Surely, the level of accuracy will vary a lot between different codebases. That said, I still believe the experiment would be worth the try and would love to hear feedback from users about the usefulness of this.
Script:
# typed: strict
# frozen_string_literal: true
require "spoom"
require "ruby_lsp/internal"
class Visitor < Prism::Visitor
extend T::Sig
sig { returns(T.nilable(RubyLsp::Document)) }
attr_accessor :document
sig { returns(Integer) }
attr_reader :total, :correct
sig { returns(T::Hash[String, T.nilable(String)]) }
attr_reader :comparison
sig { params(inferrer: RubyLsp::TypeInferrer, lsp_client: Spoom::LSP::Client).void }
def initialize(inferrer, lsp_client)
@inferrer = inferrer
@lsp_client = lsp_client
@total = T.let(0, Integer)
@correct = T.let(0, Integer)
@document = T.let(nil, T.nilable(RubyLsp::Document))
super()
end
sig { params(node: Prism::CallNode).void }
def visit_call_node(node)
receiver_loc = node.receiver&.location
return super unless receiver_loc
receiver = node.receiver
unless receiver.is_a?(Prism::CallNode) || receiver.is_a?(Prism::LocalVariableReadNode) ||
receiver.is_a?(Prism::InstanceVariableReadNode)
return super
end
hover = @lsp_client.hover(T.must(@document).uri.to_s, receiver_loc.start_line - 1, receiver_loc.start_column)
if hover
hovered_type = if /returns\((.*)\)/ =~ hover.contents
T.must(T.must(hover.contents.match(/returns\((.*)\)/))[1])
else
hover.contents
end
return super if hovered_type == "T.untyped" || hovered_type == "T::Private::Methods::DeclBuilder"
loc = T.must(node.message_loc)
node_context = T.must(@document).locate_node(
{
line: loc.start_line - 1,
character: loc.start_column,
},
node_types: [Prism::CallNode],
)
type = @inferrer.infer_receiver_type(node_context)
@total += 1
if type
parts = type.split("::")
parts.reject! { |e| e.include?("<Class:") }
corrected_type = parts.join("::")
if hovered_type.include?(corrected_type)
@correct += 1
end
end
end
super
end
end
index = RubyIndexer::Index.new
index.index_all
inferrer = RubyLsp::TypeInferrer.new(index)
workspace_path = Dir.pwd
client = Spoom::LSP::Client.new(
Spoom::Sorbet::BIN_PATH,
"--lsp",
"--enable-all-experimental-lsp-features",
"--disable-watchman",
)
client.open(workspace_path)
begin
visitor = Visitor.new(inferrer, client)
files = Dir.glob("#{workspace_path}/**/*.rb")
RubyVM::YJIT.enable
Signal.trap("INT") do
puts "Total: #{visitor.total}"
puts "Correct: #{visitor.correct}"
puts "Accuracy: #{100 * (visitor.correct.to_f / visitor.total)}"
client.close
exit
end
files.each_with_index do |file, index|
document = RubyLsp::RubyDocument.new(
source: File.read(file),
version: 1,
uri: URI::Generic.from_path(path: File.expand_path(file)),
)
visitor.document = document
Prism.parse_file(file).value.accept(visitor)

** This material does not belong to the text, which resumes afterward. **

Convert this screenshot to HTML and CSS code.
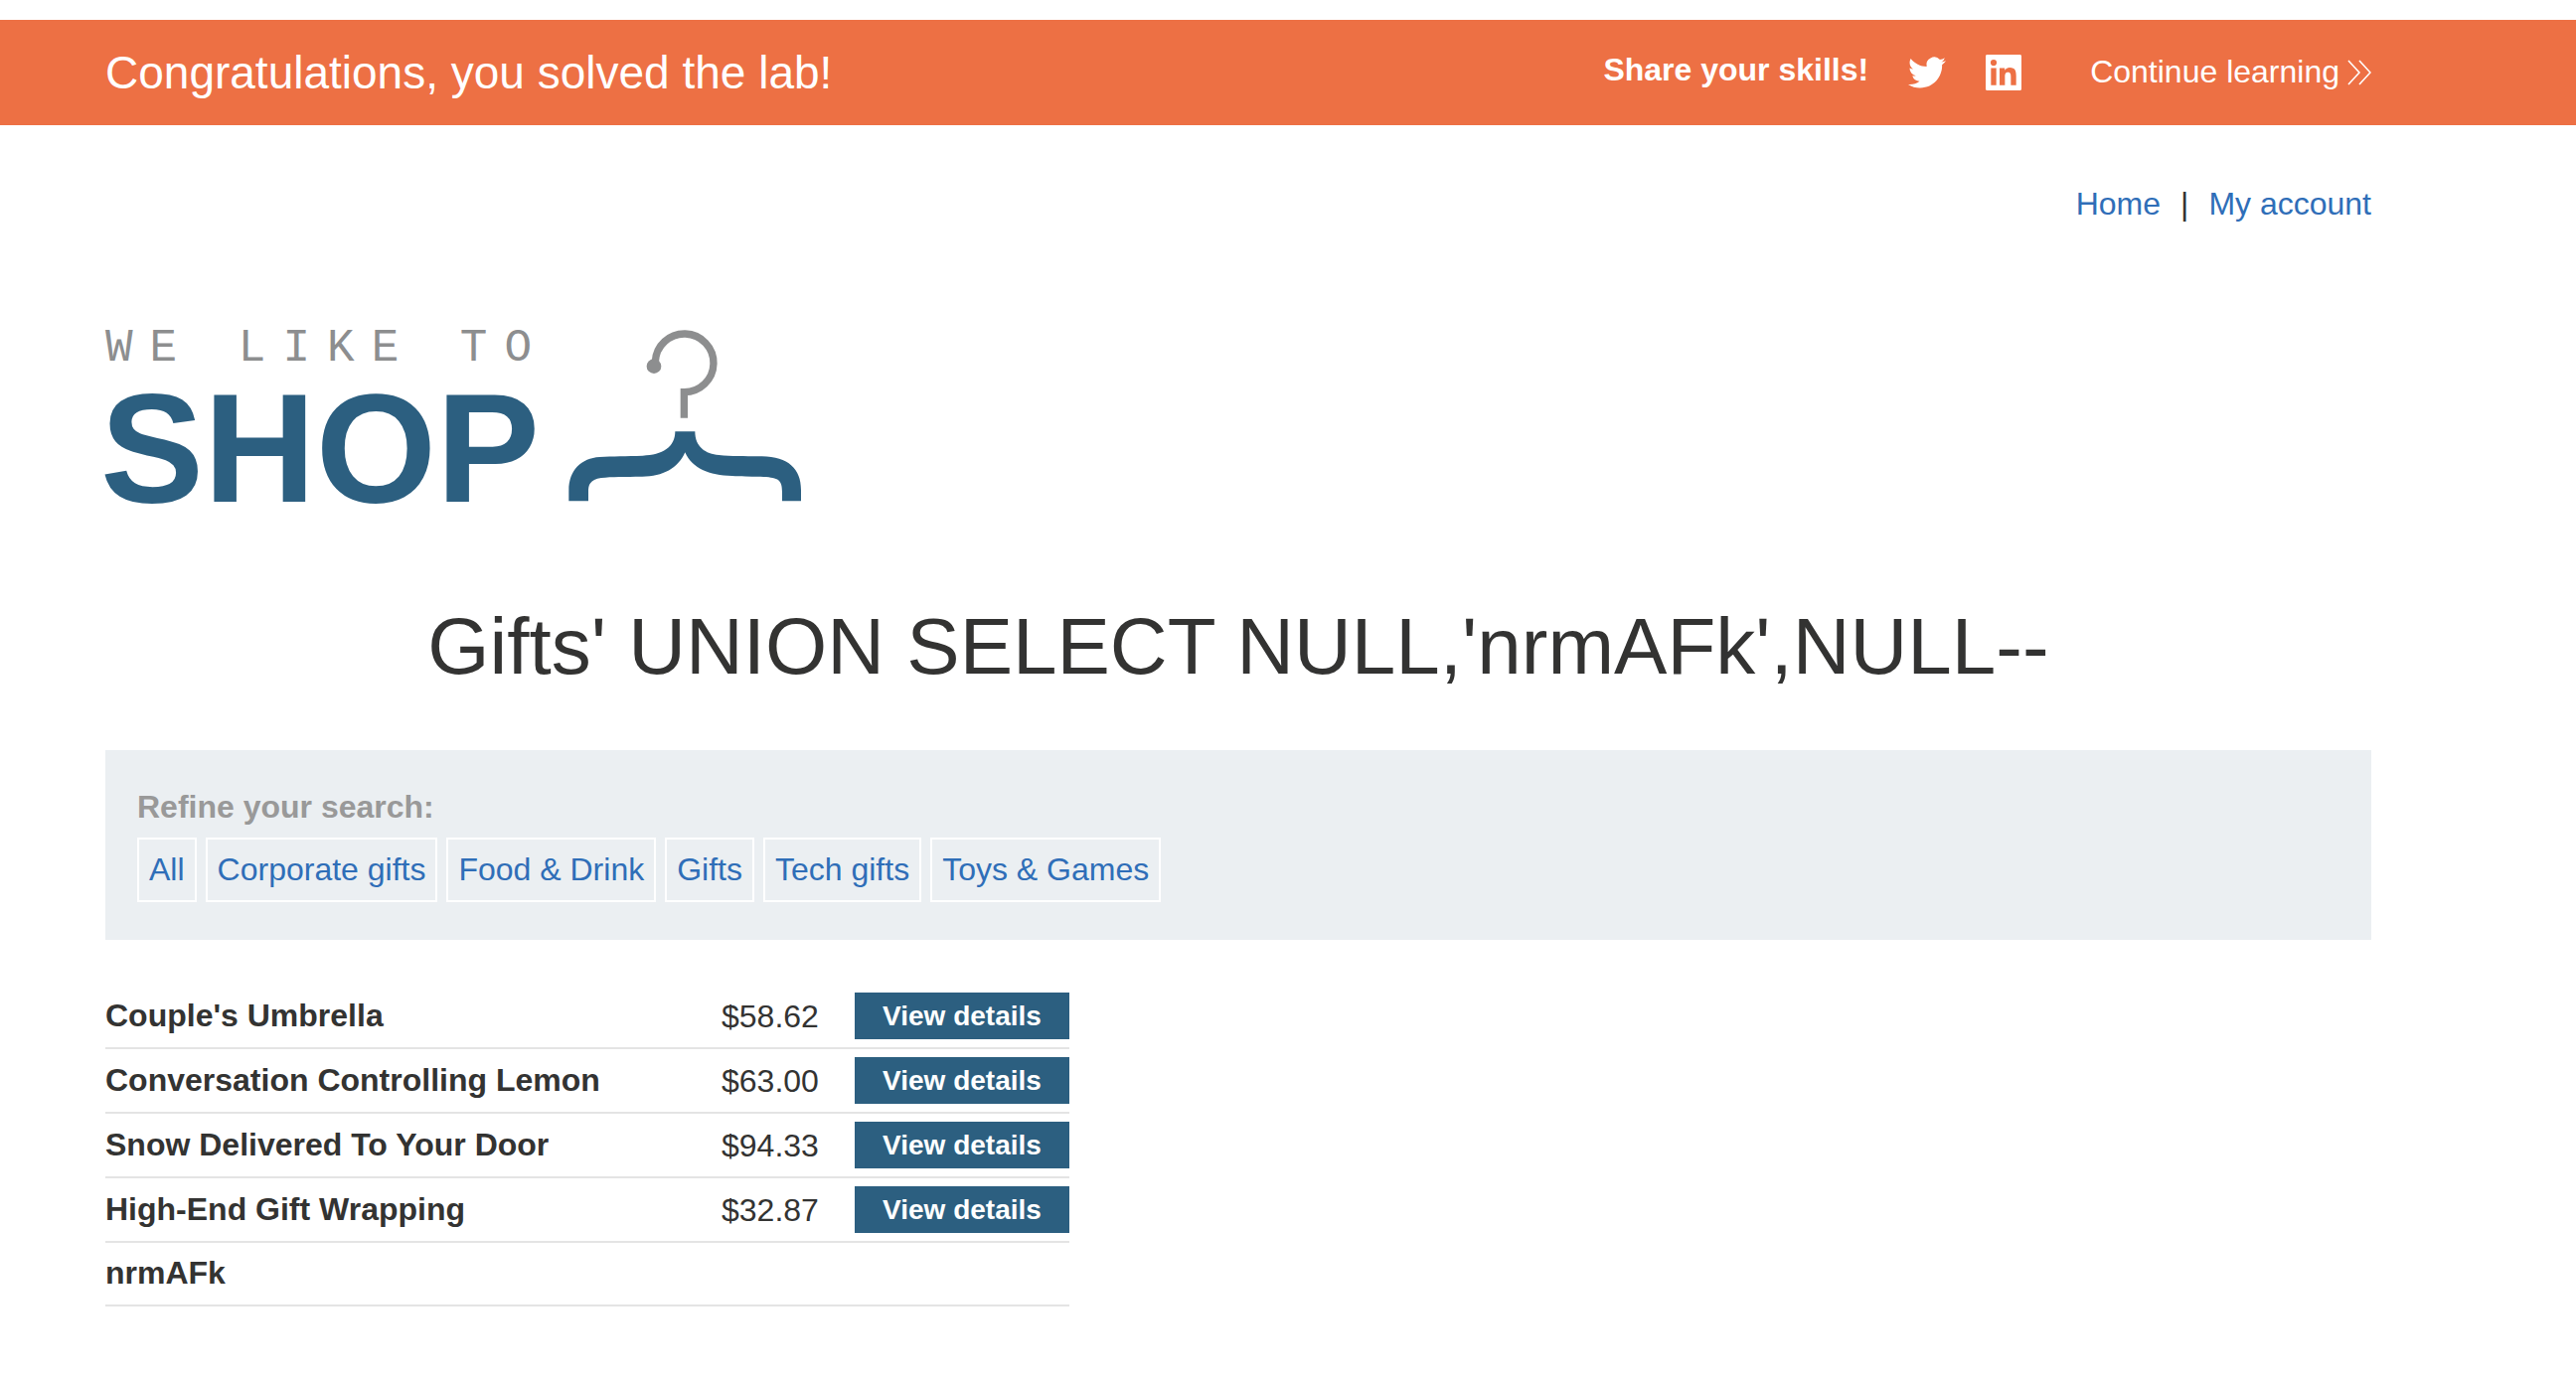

print("\033[M\033[0KCompleted #{index + 1}/#{files.length}")
end
puts "Total: #{visitor.total}"
puts "Correct: #{visitor.correct}"
puts "Accuracy: #{100 * (visitor.correct.to_f / visitor.total)}"
ensure
client.close
end
Automated Tests
Added tests.
Manual Tests
Type any existing class name as a variable. After typing a dot, you should see completion options for that type (e.g.: pathname.).

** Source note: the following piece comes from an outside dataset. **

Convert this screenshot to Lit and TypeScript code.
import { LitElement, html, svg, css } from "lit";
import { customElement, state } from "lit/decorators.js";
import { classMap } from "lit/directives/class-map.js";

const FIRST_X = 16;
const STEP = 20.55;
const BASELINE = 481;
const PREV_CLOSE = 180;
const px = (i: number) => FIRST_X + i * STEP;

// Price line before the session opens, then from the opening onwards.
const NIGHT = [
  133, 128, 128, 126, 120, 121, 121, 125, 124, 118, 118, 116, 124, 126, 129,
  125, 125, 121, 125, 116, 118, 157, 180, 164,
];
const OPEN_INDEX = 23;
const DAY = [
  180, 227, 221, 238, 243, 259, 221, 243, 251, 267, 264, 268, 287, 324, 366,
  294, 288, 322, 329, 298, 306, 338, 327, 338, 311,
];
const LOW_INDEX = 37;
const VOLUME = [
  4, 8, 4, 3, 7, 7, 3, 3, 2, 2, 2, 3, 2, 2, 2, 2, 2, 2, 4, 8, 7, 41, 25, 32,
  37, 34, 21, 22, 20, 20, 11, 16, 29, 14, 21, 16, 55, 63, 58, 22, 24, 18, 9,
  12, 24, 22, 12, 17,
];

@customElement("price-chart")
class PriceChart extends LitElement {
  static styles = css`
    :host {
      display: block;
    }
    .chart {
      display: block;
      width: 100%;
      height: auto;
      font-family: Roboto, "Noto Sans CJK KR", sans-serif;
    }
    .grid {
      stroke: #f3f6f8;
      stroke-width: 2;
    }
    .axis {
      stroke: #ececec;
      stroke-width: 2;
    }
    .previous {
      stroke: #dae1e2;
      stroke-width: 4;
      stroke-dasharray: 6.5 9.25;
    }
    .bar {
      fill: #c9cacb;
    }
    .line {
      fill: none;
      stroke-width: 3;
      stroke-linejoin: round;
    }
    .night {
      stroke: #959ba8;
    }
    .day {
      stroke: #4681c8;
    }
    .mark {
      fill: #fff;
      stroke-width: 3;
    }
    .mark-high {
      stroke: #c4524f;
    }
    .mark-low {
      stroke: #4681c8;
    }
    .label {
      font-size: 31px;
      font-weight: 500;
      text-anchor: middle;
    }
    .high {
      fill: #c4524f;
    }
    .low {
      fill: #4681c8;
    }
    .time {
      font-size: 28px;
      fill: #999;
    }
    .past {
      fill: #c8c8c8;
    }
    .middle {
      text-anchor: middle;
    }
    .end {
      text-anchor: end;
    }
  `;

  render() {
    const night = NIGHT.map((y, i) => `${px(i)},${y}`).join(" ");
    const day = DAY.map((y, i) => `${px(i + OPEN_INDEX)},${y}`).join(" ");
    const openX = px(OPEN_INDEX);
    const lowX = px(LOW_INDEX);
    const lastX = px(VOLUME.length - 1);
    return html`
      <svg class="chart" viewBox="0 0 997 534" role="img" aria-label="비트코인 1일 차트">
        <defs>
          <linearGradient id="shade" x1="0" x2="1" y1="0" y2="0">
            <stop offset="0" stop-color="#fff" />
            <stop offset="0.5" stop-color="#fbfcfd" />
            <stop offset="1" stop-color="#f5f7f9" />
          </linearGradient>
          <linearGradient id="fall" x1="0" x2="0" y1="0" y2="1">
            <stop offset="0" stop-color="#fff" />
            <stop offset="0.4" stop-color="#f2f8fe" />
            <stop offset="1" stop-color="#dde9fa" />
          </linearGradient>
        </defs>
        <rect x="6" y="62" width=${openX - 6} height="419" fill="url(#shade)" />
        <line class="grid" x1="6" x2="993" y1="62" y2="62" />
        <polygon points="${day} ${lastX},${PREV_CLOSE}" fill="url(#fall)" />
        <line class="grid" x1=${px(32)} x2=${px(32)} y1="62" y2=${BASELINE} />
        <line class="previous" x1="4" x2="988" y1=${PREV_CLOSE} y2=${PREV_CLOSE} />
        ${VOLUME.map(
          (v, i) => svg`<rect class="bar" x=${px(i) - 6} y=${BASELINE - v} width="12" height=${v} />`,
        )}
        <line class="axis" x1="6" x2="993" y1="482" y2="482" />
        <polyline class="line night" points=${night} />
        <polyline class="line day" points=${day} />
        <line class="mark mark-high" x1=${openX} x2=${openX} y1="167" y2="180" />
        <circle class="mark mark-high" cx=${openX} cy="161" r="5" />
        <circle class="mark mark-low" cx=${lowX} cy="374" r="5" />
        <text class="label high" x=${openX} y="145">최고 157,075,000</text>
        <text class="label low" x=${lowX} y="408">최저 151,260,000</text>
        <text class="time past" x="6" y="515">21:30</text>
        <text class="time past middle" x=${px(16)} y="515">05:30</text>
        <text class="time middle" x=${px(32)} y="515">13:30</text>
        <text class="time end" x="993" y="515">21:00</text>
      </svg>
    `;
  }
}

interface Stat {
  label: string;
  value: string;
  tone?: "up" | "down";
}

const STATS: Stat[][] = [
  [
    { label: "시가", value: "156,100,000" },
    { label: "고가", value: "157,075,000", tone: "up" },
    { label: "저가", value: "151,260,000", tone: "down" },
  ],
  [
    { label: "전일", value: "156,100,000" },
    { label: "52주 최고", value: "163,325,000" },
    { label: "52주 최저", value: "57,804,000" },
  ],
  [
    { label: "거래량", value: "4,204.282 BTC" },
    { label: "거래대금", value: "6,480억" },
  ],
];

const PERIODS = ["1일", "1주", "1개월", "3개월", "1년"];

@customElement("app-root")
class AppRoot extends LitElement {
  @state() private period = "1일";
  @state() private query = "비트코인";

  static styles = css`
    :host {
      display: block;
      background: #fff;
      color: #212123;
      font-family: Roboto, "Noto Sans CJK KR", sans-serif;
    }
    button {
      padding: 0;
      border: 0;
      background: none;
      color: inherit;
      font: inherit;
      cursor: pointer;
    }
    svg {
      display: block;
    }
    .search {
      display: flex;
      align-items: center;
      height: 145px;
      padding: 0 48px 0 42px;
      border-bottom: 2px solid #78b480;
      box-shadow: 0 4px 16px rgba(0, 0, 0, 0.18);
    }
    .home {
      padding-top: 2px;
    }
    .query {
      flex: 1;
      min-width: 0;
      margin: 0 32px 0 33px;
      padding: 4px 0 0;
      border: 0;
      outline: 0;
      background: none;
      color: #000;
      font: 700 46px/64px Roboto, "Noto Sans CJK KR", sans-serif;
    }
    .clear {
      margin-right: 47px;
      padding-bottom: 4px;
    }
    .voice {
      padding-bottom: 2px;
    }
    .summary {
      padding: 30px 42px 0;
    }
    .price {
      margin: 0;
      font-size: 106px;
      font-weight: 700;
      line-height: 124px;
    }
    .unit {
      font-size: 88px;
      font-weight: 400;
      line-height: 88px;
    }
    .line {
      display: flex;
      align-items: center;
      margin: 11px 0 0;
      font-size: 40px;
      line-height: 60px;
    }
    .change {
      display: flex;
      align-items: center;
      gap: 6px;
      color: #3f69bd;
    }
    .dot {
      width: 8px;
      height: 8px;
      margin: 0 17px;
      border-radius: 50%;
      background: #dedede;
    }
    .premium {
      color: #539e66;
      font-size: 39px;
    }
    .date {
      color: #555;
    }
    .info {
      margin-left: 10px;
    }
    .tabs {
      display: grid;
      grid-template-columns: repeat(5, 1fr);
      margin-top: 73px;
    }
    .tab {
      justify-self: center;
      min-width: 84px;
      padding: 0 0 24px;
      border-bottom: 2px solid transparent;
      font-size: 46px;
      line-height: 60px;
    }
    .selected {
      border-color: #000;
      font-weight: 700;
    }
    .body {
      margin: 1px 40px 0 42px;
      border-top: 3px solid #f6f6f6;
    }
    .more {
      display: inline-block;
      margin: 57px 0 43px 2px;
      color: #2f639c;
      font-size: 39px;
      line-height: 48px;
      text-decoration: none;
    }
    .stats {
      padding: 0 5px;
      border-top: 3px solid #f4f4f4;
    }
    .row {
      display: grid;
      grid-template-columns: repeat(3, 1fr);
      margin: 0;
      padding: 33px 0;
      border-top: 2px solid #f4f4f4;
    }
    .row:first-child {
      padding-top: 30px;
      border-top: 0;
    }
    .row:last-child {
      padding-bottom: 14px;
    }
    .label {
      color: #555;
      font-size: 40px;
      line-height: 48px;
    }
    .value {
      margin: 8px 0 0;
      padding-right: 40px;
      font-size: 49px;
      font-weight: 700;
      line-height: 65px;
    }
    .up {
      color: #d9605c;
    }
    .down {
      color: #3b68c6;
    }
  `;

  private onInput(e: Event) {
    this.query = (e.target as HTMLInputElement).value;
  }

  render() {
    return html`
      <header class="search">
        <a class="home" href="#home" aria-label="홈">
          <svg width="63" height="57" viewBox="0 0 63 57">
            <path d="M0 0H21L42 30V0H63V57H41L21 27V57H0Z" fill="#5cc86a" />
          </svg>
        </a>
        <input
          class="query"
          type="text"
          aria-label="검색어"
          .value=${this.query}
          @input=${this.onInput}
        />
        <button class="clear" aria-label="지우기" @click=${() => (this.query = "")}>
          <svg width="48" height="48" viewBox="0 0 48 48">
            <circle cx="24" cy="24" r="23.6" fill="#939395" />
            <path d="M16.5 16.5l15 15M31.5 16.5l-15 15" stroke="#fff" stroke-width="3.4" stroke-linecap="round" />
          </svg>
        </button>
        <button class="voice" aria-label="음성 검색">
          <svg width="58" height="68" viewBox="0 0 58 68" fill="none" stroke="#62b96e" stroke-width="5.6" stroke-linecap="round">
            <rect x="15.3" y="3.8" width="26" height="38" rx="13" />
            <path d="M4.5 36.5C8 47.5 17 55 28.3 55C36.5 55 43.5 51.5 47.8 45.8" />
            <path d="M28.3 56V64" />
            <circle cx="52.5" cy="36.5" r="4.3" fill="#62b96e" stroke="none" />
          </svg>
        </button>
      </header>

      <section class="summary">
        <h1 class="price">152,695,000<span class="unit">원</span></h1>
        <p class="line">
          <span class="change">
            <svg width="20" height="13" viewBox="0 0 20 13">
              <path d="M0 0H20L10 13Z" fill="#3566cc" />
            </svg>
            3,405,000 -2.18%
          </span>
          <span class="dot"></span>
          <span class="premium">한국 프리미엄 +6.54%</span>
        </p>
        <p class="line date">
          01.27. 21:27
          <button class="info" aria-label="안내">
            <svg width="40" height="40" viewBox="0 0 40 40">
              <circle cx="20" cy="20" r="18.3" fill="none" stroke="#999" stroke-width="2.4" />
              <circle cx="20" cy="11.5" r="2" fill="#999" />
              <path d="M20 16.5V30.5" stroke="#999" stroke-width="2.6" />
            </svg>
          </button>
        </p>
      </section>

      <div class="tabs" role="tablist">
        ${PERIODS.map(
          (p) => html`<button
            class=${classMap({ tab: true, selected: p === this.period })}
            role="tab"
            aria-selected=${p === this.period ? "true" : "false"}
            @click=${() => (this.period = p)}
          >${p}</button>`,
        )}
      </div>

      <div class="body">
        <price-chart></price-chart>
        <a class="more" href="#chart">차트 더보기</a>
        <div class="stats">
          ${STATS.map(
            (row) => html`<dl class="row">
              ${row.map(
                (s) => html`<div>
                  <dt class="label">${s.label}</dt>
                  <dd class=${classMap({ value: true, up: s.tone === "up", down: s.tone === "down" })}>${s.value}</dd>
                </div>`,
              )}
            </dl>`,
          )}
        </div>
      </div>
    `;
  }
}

Another thing we could do, especially for the benefit of tests, is to match on a type name followed by a number, e.g. product_1.
Do you think we're able to package the script into a flag, like ruby-lsp --report-guess-type-accuracy? (return early if spoom is not available)
It will help us continuously evaluating this feature in the future, and we can ask some community users who also use Sorbet to give us result too.
Talked to Stan and we agreed to ship this and follow up with an executable to estimate the type accuracy of guessed types.